Though Mexican officials say that the raid to capture Guzmán was not timed to the leaders’ summit, it still serves as a signal to the Biden administration and Congress that Mexico can still be a partner in fighting drug trafficking and cartels, experts say. Despite López Obrador’s hands-off approach to dealing with cartels — he famously endorsed a “hugs, not bullets” policy to focus on social welfare programs to stop root causes — the last two significant drug lord arrests have happened in the weeks before meetings with Biden.

But both the drug and migration issues show some of the limits of Biden’s visit: These are interconnected problems with inherent human rights concerns and which are necessarily related to the state of democracy in the Americas. While López Obrador was quick to condemn the actions of rioters in Brazil, he’s been less willing to accept criticism for his own attacks on journalists in Mexico, his efforts to reform the country’s independent electoral commission, and his militarization of the country through the new national guard (that he formed). All of these amount to a slow-burning anti-democratic campaign to consolidate power in the executive branch, challenge the independence of other branches of government, and silence critics — the kinds of actions that create social instability and break down trust in institutions.

“Biden won’t say anything as he struck an implicit Trump-like deal in exchange for AMLO stopping migration,” one Mexican journalist said this week, echoing the feeling of many Mexican reporters and media commentators. The erosion of democratic norms in Mexico and the rest of the Americas isn’t specifically on the agenda of items the leaders will discuss, despite calls from congressional leaders, like Senate Foreign Relations Committee Chair Bob Menendez (who asked the Biden administration to raise these concerns with López Obrador) and human rights organizations. But the chances of Biden publicly criticizing López Obrador are low, Andrew Rudman, the director of the Mexico Institute at the Wilson Center think tank, told me.

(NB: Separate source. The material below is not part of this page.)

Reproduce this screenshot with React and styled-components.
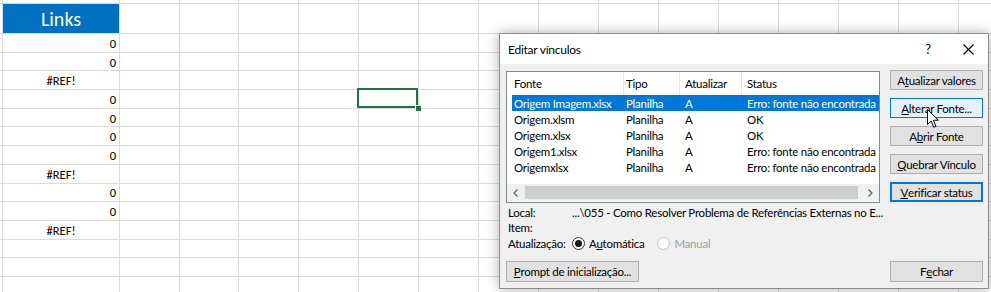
import React from 'react';
import styled, { createGlobalStyle } from 'styled-components';

const Global = createGlobalStyle`
  html, body { margin: 0; padding: 0; background: #fff; overflow: hidden; }
  #root { position: relative; width: 991px; height: 292px; overflow: hidden; }
`;

const UI_FONT = `"Segoe UI", Lato, "Liberation Sans", sans-serif`;

/* ---------- spreadsheet ---------- */
const Sheet = styled.div`
  display: grid;
  grid-template-columns: 3px 117px 60px 59px repeat(14, 60px);
  grid-template-rows: 4px 30px repeat(14, 18.7px);
  font-family: Carlito, Calibri, Lato, "Liberation Sans", sans-serif;
  font-size: 12.5px;
  color: #000;
`;

const Cell = styled.div`
  position: relative;
  box-sizing: border-box;
  border-right: 1px solid #dadada;
  border-bottom: 1px solid #dadada;
  display: flex;
  align-items: center;
  justify-content: ${(p) => (p.$align === 'right' ? 'flex-end' : 'center')};
  padding-right: ${(p) => (p.$align === 'right' ? '3px' : '0')};
  padding-top: 1px;
  background: ${(p) => (p.$header ? '#0070c0' : 'transparent')};
  color: ${(p) => (p.$header ? '#fff' : '#000')};
  font-size: ${(p) => (p.$header ? '20px' : '12.5px')};
  white-space: nowrap;
  ${(p) =>
    p.$selected &&
    `
    &::after {
      content: '';
      position: absolute;
      z-index: 2;
      left: -2px; top: -2px; right: 0; bottom: 0;
      border: 2px solid #217346;
    }
    &::before {
      content: '';
      position: absolute;
      z-index: 3;
      right: -3px; bottom: -3px;
      width: 5px; height: 5px;
      background: #217346;
      border-left: 1px solid #fff;
      border-top: 1px solid #fff;
    }
  `}
`;

const COLS = 18;
const data = ['0', '0', '#REF!', '0', '0', '0', '0', '#REF!', '0', '0', '#REF!', '', '', ''];

function SheetGrid() {
  const rows = [];
  for (let c = 0; c < COLS; c++) rows.push(<Cell key={`t${c}`} />);
  for (let c = 0; c < COLS; c++)
    rows.push(
      <Cell key={`h${c}`} $header={c === 1}>
        {c === 1 ? 'Links' : null}
      </Cell>
    );
  data.forEach((v, r) => {
    for (let c = 0; c < COLS; c++) {
      const isRef = v === '#REF!';
      rows.push(
        <Cell
          key={`r${r}c${c}`}
          $align={c === 1 && !isRef ? 'right' : 'center'}
          $selected={r === 3 && c === 6}
        >
          {c === 1 ? v : null}
        </Cell>
      );
    }
  });
  return <Sheet>{rows}</Sheet>;
}

/* ---------- dialog ---------- */
const Dialog = styled.div`
  position: absolute;
  left: 499px;
  top: 33px;
  width: 490px;
  height: 256px;
  box-sizing: border-box;
  border: 1px solid #8c8c8c;
  background: #f0f0f0;
  box-shadow: 0 0 12px rgba(0, 0, 0, 0.32);
  display: flex;
  flex-direction: column;
  font-family: ${UI_FONT};
  font-size: 11.5px;
  letter-spacing: -0.25px;
  color: #000;
  z-index: 5;
`;

const TitleBar = styled.div`
  height: 30px;
  flex: none;
  background: #fff;
  display: flex;
  align-items: center;
  padding-left: 8px;
`;

const Title = styled.div`
  flex: 1;
  font-size: 12px;
`;

const CaptionButton = styled.div`
  width: 40px;
  height: 30px;
  display: flex;
  align-items: center;
  justify-content: center;
  font-size: 13px;
`;

const Body = styled.div`
  flex: 1;
  display: flex;
  flex-direction: column;
  padding: 7px 5px 6px 6px;
`;

const Main = styled.div`
  display: flex;
  gap: 10px;
  height: 132px;
`;

const ListView = styled.div`
  width: 374px;
  height: 132px;
  box-sizing: border-box;
  border: 1px solid #828790;
  background: #fff;
  display: flex;
  flex-direction: column;
  overflow: hidden;
`;

const ColGrid = styled.div`
  display: grid;
  grid-template-columns: 112px 56px 62px 1fr;
  margin-left: 5px;
`;

const HeaderRow = styled(ColGrid)`
  height: 23px;
  align-items: stretch;
`;

const HeaderCell = styled.div`
  display: flex;
  align-items: center;
  padding-left: ${(p) => p.$pad}px;
  border-right: ${(p) => (p.$last ? 'none' : '1px solid #e5e5e5')};
`;

const Rows = styled.div`
  flex: 1;
`;

const Row = styled(ColGrid)`
  height: 16px;
  align-items: center;
  background: ${(p) => (p.$selected ? '#0078d7' : 'transparent')};
  color: ${(p) => (p.$selected ? '#fff' : '#000')};
`;

const RowCell = styled.div`
  padding-left: ${(p) => p.$pad}px;
  white-space: nowrap;
  overflow: hidden;
`;

const ScrollBar = styled.div`
  height: 17px;
  flex: none;
  display: flex;
  align-items: stretch;
  background: #f0f0f0;
  margin-bottom: 1px;
`;

const ScrollArrow = styled.div`
  width: 17px;
  display: flex;
  align-items: center;
  justify-content: center;
`;

const ScrollTrack = styled.div`
  flex: 1;
  display: flex;
  align-items: center;
  padding: 0 4px 0 1px;
`;

const Thumb = styled.div`
  flex: 1;
  height: 13px;
  background: #cdcdcd;
`;

const ButtonCol = styled.div`
  width: 93px;
  display: flex;
  flex-direction: column;
  gap: 8px;
  margin-top: -1px;
`;

const Button = styled.div`
  box-sizing: border-box;
  height: ${(p) => (p.$h ? p.$h : 20)}px;
  width: ${(p) => (p.$w ? `${p.$w}px` : '100%')};
  display: flex;
  align-items: center;
  justify-content: ${(p) => (p.$left ? 'flex-start' : 'center')};
  padding-left: ${(p) => (p.$left ? '7px' : '0')};
  background: ${(p) => (p.$hover ? '#e5f1fb' : '#e1e1e1')};
  border: 1px solid ${(p) => (p.$hover || p.$default ? '#0078d7' : '#adadad')};
  box-shadow: ${(p) => (p.$default ? 'inset 0 0 0 1px #0078d7' : 'none')};
  white-space: nowrap;
`;

const Key = styled.span`
  text-decoration: underline;
  text-underline-offset: 1px;
`;

const Info = styled.div`
  margin-top: 2px;
  display: flex;
  flex-direction: column;
  padding-left: 2px;
`;

const InfoRow = styled.div`
  height: ${(p) => (p.$h ? p.$h : 15)}px;
  display: flex;
  align-items: center;
`;

const Label = styled.div`
  width: 64px;
  flex: none;
  white-space: nowrap;
`;

const Value = styled.div`
  white-space: nowrap;
`;

const RadioGroup = styled.div`
  display: flex;
  align-items: center;
  color: ${(p) => (p.$disabled ? '#a0a0a0' : '#000')};
  margin-right: 13px;
`;

const RadioCircle = styled.span`
  box-sizing: border-box;
  width: 13px;
  height: 13px;
  border-radius: 50%;
  border: 1px solid ${(p) => (p.$disabled ? '#c4c4c4' : '#333')};
  background: #fff;
  display: inline-flex;
  align-items: center;
  justify-content: center;
  margin-right: 4px;
  &::after {
    content: '';
    width: 7px;
    height: 7px;
    border-radius: 50%;
    background: ${(p) => (p.$checked ? '#1a1a1a' : 'transparent')};
  }
`;

const Footer = styled.div`
  margin-top: auto;
  display: flex;
  justify-content: space-between;
  align-items: flex-end;
`;

const Cursor = styled.svg`
  position: absolute;
  left: 927px;
  top: 109px;
  z-index: 10;
`;

const rowsData = [
  ['Origem Imagem.xlsx', 'Planilha', 'A', 'Erro: fonte não encontrada'],
  ['Origem.xlsm', 'Planilha', 'A', 'OK'],
  ['Origem.xlsx', 'Planilha', 'A', 'OK'],
  ['Origem1.xlsx', 'Planilha', 'A', 'Erro: fonte não encontrada'],
  ['Origemxlsx', 'Planilha', 'A', 'Erro: fonte não encontrada'],
];
const pads = [2, 2, 5, 5];

export default function App() {
  return (
    <>
      <Global />
      <SheetGrid />
      <Dialog>
        <TitleBar>
          <Title>Editar vínculos</Title>
          <CaptionButton>?</CaptionButton>
          <CaptionButton>
            <svg width="11" height="11" viewBox="0 0 11 11">
              <path d="M0.5 0.5 L10.5 10.5 M10.5 0.5 L0.5 10.5" stroke="#000" strokeWidth="1.1" fill="none" />
            </svg>
          </CaptionButton>
        </TitleBar>
        <Body>
          <Main>
            <ListView>
              <HeaderRow>
                {['Fonte', 'Tipo', 'Atualizar', 'Status'].map((h, i) => (
                  <HeaderCell key={h} $pad={pads[i]} $last={i === 3}>
                    {h}
                  </HeaderCell>
                ))}
              </HeaderRow>
              <Rows>
                {rowsData.map((r, ri) => (
                  <Row key={ri} $selected={ri === 0}>
                    {r.map((v, ci) => (
                      <RowCell key={ci} $pad={pads[ci]}>
                        {v}
                      </RowCell>
                    ))}
                  </Row>
                ))}
              </Rows>
              <ScrollBar>
                <ScrollArrow>
                  <svg width="5" height="8" viewBox="0 0 5 8">
                    <path d="M4.5 0.5 L1 4 L4.5 7.5" stroke="#606060" strokeWidth="1.2" fill="none" />
                  </svg>
                </ScrollArrow>
                <ScrollTrack>
                  <Thumb />
                </ScrollTrack>
                <ScrollArrow>
                  <svg width="5" height="8" viewBox="0 0 5 8">
                    <path d="M0.5 0.5 L4 4 L0.5 7.5" stroke="#606060" strokeWidth="1.2" fill="none" />
                  </svg>
                </ScrollArrow>
              </ScrollBar>
            </ListView>
            <ButtonCol>
              <Button>
                A<Key>t</Key>ualizar valores
              </Button>
              <Button $hover>
                <Key>A</Key>lterar Fonte...
              </Button>
              <Button>
                A<Key>b</Key>rir Fonte
              </Button>
              <Button>
                <Key>Q</Key>uebrar Vínculo
              </Button>
              <Button $default>
                <Key>V</Key>erificar status
              </Button>
            </ButtonCol>
          </Main>
          <Info>
            <InfoRow>
              <Label>Local:</Label>
              <Value>...\055 - Como Resolver Problema de Referências Externas no E...</Value>
            </InfoRow>
            <InfoRow>
              <Label>Item:</Label>
            </InfoRow>
            <InfoRow $h={16}>
              <Label>Atualização:</Label>
              <RadioGroup>
                <RadioCircle $checked />
                <span>
                  A<Key>u</Key>tomática
                </span>
              </RadioGroup>
              <RadioGroup $disabled>
                <RadioCircle $disabled />
                <span>Manual</span>
              </RadioGroup>
            </InfoRow>
          </Info>
          <Footer>
            <Button $w={133} $h={21}>
              <Key>P</Key>rompt de inicialização...
            </Button>
            <Button $w={93} $h={21}>
              F<Key>e</Key>char
            </Button>
          </Footer>
        </Body>
      </Dialog>
      <Cursor width="13" height="20" viewBox="0 0 13 20">
        <path
          d="M0.5 0.5 L0.5 15.5 L4.2 12 L6.8 18.3 L9 17.4 L6.4 11.2 L11.3 11.2 Z"
          fill="#fff"
          stroke="#000"
          strokeWidth="1"
          strokeLinejoin="round"
        />
      </Cursor>
    </>
  );
}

“If he says anything publicly, it just creates conflict, because López Obrador will reject it, he’ll say, ‘How dare you,’ and that won’t get anything accomplished,” Rudman said. “But President Biden should say these things matter. I certainly hope that the president makes clear that folks in the States are absolutely watching what happens and are concerned and do want to be helpful, but also see that weakening of democracy and weakening of safety can have a negative impact on the Mexican economy and on the trilateral desire to promote North America as a strong, vibrant region.”

Previous attempts by US officials to highlight concerns with violence and impunity in Mexico have prompted harsh responses from López Obrador: Nearly a year ago, he called Secretary of State Antony Blinken “misinformed” for expressing concerns over the murder of journalists. And the Mexican president lashed out at US lawmakers and Biden for a report that the 2023 National Defense Authorization Act called for the US to examine “any changes in Mexico’s electoral and democratic institutions.”

“How can you say you’re a vibrant democracy, if your people don’t believe that you have free and fair elections? It should come up,” Rudman said. “It’s a long-held American value to support democracy and for President Biden to not express support for that value with President López Obrador would be a missed opportunity.”

For his part, on Monday evening, Biden did allude to continuing “to support and build democratic institutions in the hemisphere” before his bilateral meeting with AMLO.

Tied to that imperative to defend democracy is Mexico making progress on economic development and impunity for cartels. More than 90 percent of murders in Mexico are not solved, including the vast majority of cartel-related violence. The arrest of Guzmán has won Mexico some credibility in addressing some of those root causes for violence and migration, but more work remains to be done to convince the US that it is actually trying to dismantle these criminal networks. That part depends on Mexico — and its North American partners can help — and will have lasting effects on Americans and how we conduct our politics, too.